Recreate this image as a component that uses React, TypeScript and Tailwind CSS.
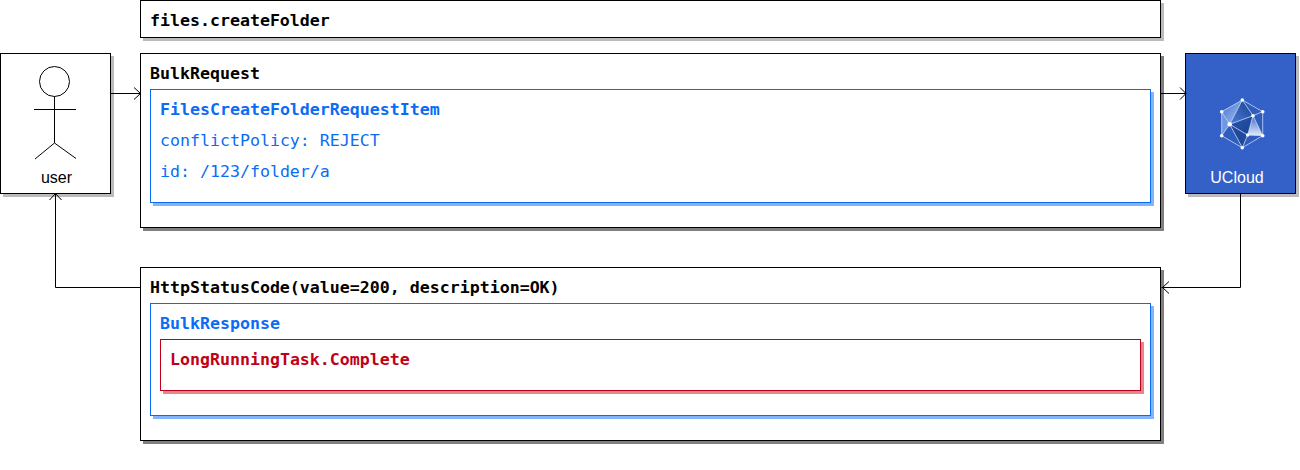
const mono = "font-['DejaVu_Sans_Mono','Liberation_Mono',monospace] text-[16.6px] leading-[31px] whitespace-pre";

function Connectors() {
  return (
    <svg className="absolute left-0 top-0 z-10" width="1300" height="470" fill="none" stroke="#000" strokeWidth="1">
      <path d="M110.500 93.500H140M134 87.500l6.500 6-6.500 6" />
      <path d="M1160.500 93.500H1185M1180 87.500l6 6-6 6" />
      <path d="M140.500 287.500H55.500V193.500M49.500 200l6-6.500 6 6.500" />
      <path d="M1240.500 193.500V287.500H1161.500M1169 281.500l-6.500 6 6.500 6" />
      <circle cx="54.500" cy="81.500" r="15" />
      <path d="M54.500 96.500V143M34 109.500H76M35 159l19.500-16L76 158.500" />
    </svg>
  );
}

function Logo() {
  const a: [number, number] = [41.3, 15];
  const b: [number, number] = [61.7, 26.7];
  const c: [number, number] = [61.7, 50.7];
  const d: [number, number] = [41.3, 62.7];
  const e: [number, number] = [20.7, 50.7];
  const f: [number, number] = [20.7, 26.7];
  const p: [number, number] = [28.7, 39.3];
  const q: [number, number] = [52, 30.7];
  const r: [number, number] = [46.7, 50];
  const edges = [
    [a, b], [b, c], [c, d], [d, e], [e, f], [f, a],
    [a, p], [a, q], [q, b], [p, q], [p, f], [p, e],
    [p, d], [p, r], [r, c], [r, d], [q, r], [q, c],
  ];
  return (
    <svg width="80" height="80" viewBox="0 0 80 80">
      <defs>
        <linearGradient id="lg1" x1="0" y1="0" x2="1" y2="1">
          <stop offset="0" stopColor="#3f6fcc" />
          <stop offset="1" stopColor="#a9c4f2" />
        </linearGradient>
        <linearGradient id="lg2" x1="1" y1="0" x2="0" y2="1">
          <stop offset="0" stopColor="#173f8e" />
          <stop offset="1" stopColor="#4c7fd8" />
        </linearGradient>
        <linearGradient id="lg3" x1="0" y1="0" x2="0" y2="1">
          <stop offset="0" stopColor="#3c6ccb" />
          <stop offset="1" stopColor="#e3ecfb" />
        </linearGradient>
        <linearGradient id="lg4" x1="0" y1="0" x2="1" y2="1">
          <stop offset="0" stopColor="#2a58b2" />
          <stop offset="1" stopColor="#173f8e" />
        </linearGradient>
      </defs>
      <polygon points={[a, b, c, d, e, f].join(" ")} fill="#2f5dbd" />
      <polygon points={[f, a, p].join(" ")} fill="url(#lg1)" />
      <polygon points={[f, p, e].join(" ")} fill="#6f97e2" />
      <polygon points={[a, q, p].join(" ")} fill="url(#lg2)" />
      <polygon points={[p, q, r].join(" ")} fill="url(#lg4)" />
      <polygon points={[p, r, d].join(" ")} fill="#1f4a9c" />
      <polygon points={[q, c, r].join(" ")} fill="url(#lg3)" />
      {edges.map(([s, t], i) => (
        <line key={i} x1={s[0]} y1={s[1]} x2={t[0]} y2={t[1]} stroke="#c9d9f6" strokeWidth="0.8" />
      ))}
      {[a, b, c, d, e, f, q, r].map((n, i) => (
        <circle key={i} cx={n[0]} cy={n[1]} r="1.8" fill="#fff" />
      ))}
      <circle cx={p[0]} cy={p[1]} r="2.3" fill="#fff" />
    </svg>
  );
}

export default function App() {
  return (
    <div className="relative flex h-[470px] w-[1300px] overflow-hidden bg-white text-black">
      <Connectors />

      {/* actor */}
      <div className="mt-[53px] flex h-[141px] w-[111px] flex-col items-center justify-end border border-black bg-white pb-[3px] pl-[2px] font-['Liberation_Sans',Arial,sans-serif] text-[16px] leading-[24px] shadow-[3px_3px_0_#bbb]">
        user
      </div>

      <div className="ml-[29px] flex w-[1021px] flex-col">
        <div className={`h-[38px] border border-black bg-white pl-[9px] pt-[4px] font-bold shadow-[3px_3px_0_#bbb] ${mono}`}>
          files.createFolder
        </div>

        {/* request */}
        <div className="mt-[15px] h-[175px] border border-black bg-white px-[9px] pt-[4px] shadow-[3px_3px_0_#808080]">
          <div className={`h-[31px] font-bold ${mono}`}>BulkRequest</div>
          <div className="h-[114px] border border-[#0a6cf5] bg-white pl-[9px] pt-[4px] text-[#0a6cf5] shadow-[3px_3px_0_#84b5fa]">
            <div className={`font-bold ${mono}`}>FilesCreateFolderRequestItem</div>
            <div className={mono}>conflictPolicy: REJECT</div>
            <div className={mono}>id: /123/folder/a</div>
          </div>
        </div>

        {/* response */}
        <div className="mt-[39px] h-[174px] border border-black bg-white px-[9px] pt-[4px] shadow-[3px_3px_0_#808080]">
          <div className={`h-[31px] font-bold ${mono}`}>HttpStatusCode(value=200, description=OK)</div>
          <div className="h-[113px] border border-[#0a6cf5] bg-white px-[9px] pt-[4px] text-[#0a6cf5] shadow-[3px_3px_0_#84b5fa]">
            <div className={`font-bold ${mono}`}>BulkResponse</div>
            <div className="h-[52px] border border-[#c00018] bg-white pl-[9px] pt-[4px] text-[#c00018] shadow-[3px_3px_0_#e08890]">
              <div className={`font-bold ${mono}`}>LongRunningTask.Complete</div>
            </div>
          </div>
        </div>
      </div>

      {/* ucloud */}
      <div className="ml-[24px] mt-[53px] flex h-[141px] w-[111px] flex-col items-center border border-black bg-[#3361c8] text-white shadow-[3px_3px_0_#bbb]">
        <div className="mt-[31px] h-[80px]">
          <Logo />
        </div>
        <div className="mr-[7px] mt-[1px] font-['Liberation_Sans',Arial,sans-serif] text-[16px] leading-[24px]">UCloud</div>
      </div>
    </div>
  );
}
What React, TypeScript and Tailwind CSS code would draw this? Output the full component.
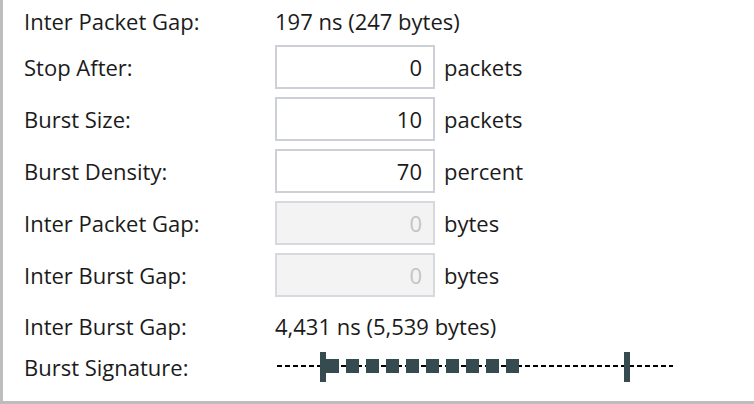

━━━━━━━━━━━━━━━━━━━━━━━━━━━━━━

### WHAT YOU WILL DO
Return the material exactly as given, apart from the pictures.

### PROBLEM SOLUTION
Recreate this image as a component that uses React, TypeScript and Tailwind CSS.
const mono = "font-['DejaVu_Sans_Mono','Liberation_Mono',monospace] text-[16.6px] leading-[31px] whitespace-pre";

function Connectors() {
  return (
    <svg className="absolute left-0 top-0 z-10" width="1300" height="470" fill="none" stroke="#000" strokeWidth="1">
      <path d="M110.500 93.500H140M134 87.500l6.500 6-6.500 6" />
      <path d="M1160.500 93.500H1185M1180 87.500l6 6-6 6" />
      <path d="M140.500 287.500H55.500V193.500M49.500 200l6-6.500 6 6.500" />
      <path d="M1240.500 193.500V287.500H1161.500M1169 281.500l-6.500 6 6.500 6" />
      <circle cx="54.500" cy="81.500" r="15" />
      <path d="M54.500 96.500V143M34 109.500H76M35 159l19.500-16L76 158.500" />
    </svg>
  );
}

function Logo() {
  const a: [number, number] = [41.3, 15];
  const b: [number, number] = [61.7, 26.7];
  const c: [number, number] = [61.7, 50.7];
  const d: [number, number] = [41.3, 62.7];
  const e: [number, number] = [20.7, 50.7];
  const f: [number, number] = [20.7, 26.7];
  const p: [number, number] = [28.7, 39.3];
  const q: [number, number] = [52, 30.7];
  const r: [number, number] = [46.7, 50];
  const edges = [
    [a, b], [b, c], [c, d], [d, e], [e, f], [f, a],
    [a, p], [a, q], [q, b], [p, q], [p, f], [p, e],
    [p, d], [p, r], [r, c], [r, d], [q, r], [q, c],
  ];
  return (
    <svg width="80" height="80" viewBox="0 0 80 80">
      <defs>
        <linearGradient id="lg1" x1="0" y1="0" x2="1" y2="1">
          <stop offset="0" stopColor="#3f6fcc" />
          <stop offset="1" stopColor="#a9c4f2" />
        </linearGradient>
        <linearGradient id="lg2" x1="1" y1="0" x2="0" y2="1">
          <stop offset="0" stopColor="#173f8e" />
          <stop offset="1" stopColor="#4c7fd8" />
        </linearGradient>
        <linearGradient id="lg3" x1="0" y1="0" x2="0" y2="1">
          <stop offset="0" stopColor="#3c6ccb" />
          <stop offset="1" stopColor="#e3ecfb" />
        </linearGradient>
        <linearGradient id="lg4" x1="0" y1="0" x2="1" y2="1">
          <stop offset="0" stopColor="#2a58b2" />
          <stop offset="1" stopColor="#173f8e" />
        </linearGradient>
      </defs>
      <polygon points={[a, b, c, d, e, f].join(" ")} fill="#2f5dbd" />
      <polygon points={[f, a, p].join(" ")} fill="url(#lg1)" />
      <polygon points={[f, p, e].join(" ")} fill="#6f97e2" />
      <polygon points={[a, q, p].join(" ")} fill="url(#lg2)" />
      <polygon points={[p, q, r].join(" ")} fill="url(#lg4)" />
      <polygon points={[p, r, d].join(" ")} fill="#1f4a9c" />
      <polygon points={[q, c, r].join(" ")} fill="url(#lg3)" />
      {edges.map(([s, t], i) => (
        <line key={i} x1={s[0]} y1={s[1]} x2={t[0]} y2={t[1]} stroke="#c9d9f6" strokeWidth="0.8" />
      ))}
      {[a, b, c, d, e, f, q, r].map((n, i) => (
        <circle key={i} cx={n[0]} cy={n[1]} r="1.8" fill="#fff" />
      ))}
      <circle cx={p[0]} cy={p[1]} r="2.3" fill="#fff" />
    </svg>
  );
}

export default function App() {
  return (
    <div className="relative flex h-[470px] w-[1300px] overflow-hidden bg-white text-black">
      <Connectors />

      {/* actor */}
      <div className="mt-[53px] flex h-[141px] w-[111px] flex-col items-center justify-end border border-black bg-white pb-[3px] pl-[2px] font-['Liberation_Sans',Arial,sans-serif] text-[16px] leading-[24px] shadow-[3px_3px_0_#bbb]">
        user
      </div>

      <div className="ml-[29px] flex w-[1021px] flex-col">
        <div className={`h-[38px] border border-black bg-white pl-[9px] pt-[4px] font-bold shadow-[3px_3px_0_#bbb] ${mono}`}>
          files.createFolder
        </div>

        {/* request */}
        <div className="mt-[15px] h-[175px] border border-black bg-white px-[9px] pt-[4px] shadow-[3px_3px_0_#808080]">
          <div className={`h-[31px] font-bold ${mono}`}>BulkRequest</div>
          <div className="h-[114px] border border-[#0a6cf5] bg-white pl-[9px] pt-[4px] text-[#0a6cf5] shadow-[3px_3px_0_#84b5fa]">
            <div className={`font-bold ${mono}`}>FilesCreateFolderRequestItem</div>
            <div className={mono}>conflictPolicy: REJECT</div>
            <div className={mono}>id: /123/folder/a</div>
          </div>
        </div>

        {/* response */}
        <div className="mt-[39px] h-[174px] border border-black bg-white px-[9px] pt-[4px] shadow-[3px_3px_0_#808080]">
          <div className={`h-[31px] font-bold ${mono}`}>HttpStatusCode(value=200, description=OK)</div>
          <div className="h-[113px] border border-[#0a6cf5] bg-white px-[9px] pt-[4px] text-[#0a6cf5] shadow-[3px_3px_0_#84b5fa]">
            <div className={`font-bold ${mono}`}>BulkResponse</div>
            <div className="h-[52px] border border-[#c00018] bg-white pl-[9px] pt-[4px] text-[#c00018] shadow-[3px_3px_0_#e08890]">
              <div className={`font-bold ${mono}`}>LongRunningTask.Complete</div>
            </div>
          </div>
        </div>
      </div>

      {/* ucloud */}
      <div className="ml-[24px] mt-[53px] flex h-[141px] w-[111px] flex-col items-center border border-black bg-[#3361c8] text-white shadow-[3px_3px_0_#bbb]">
        <div className="mt-[31px] h-[80px]">
          <Logo />
        </div>
        <div className="mr-[7px] mt-[1px] font-['Liberation_Sans',Arial,sans-serif] text-[16px] leading-[24px]">UCloud</div>
      </div>
    </div>
  );
}
What React, TypeScript and Tailwind CSS code would draw this? Output the full component.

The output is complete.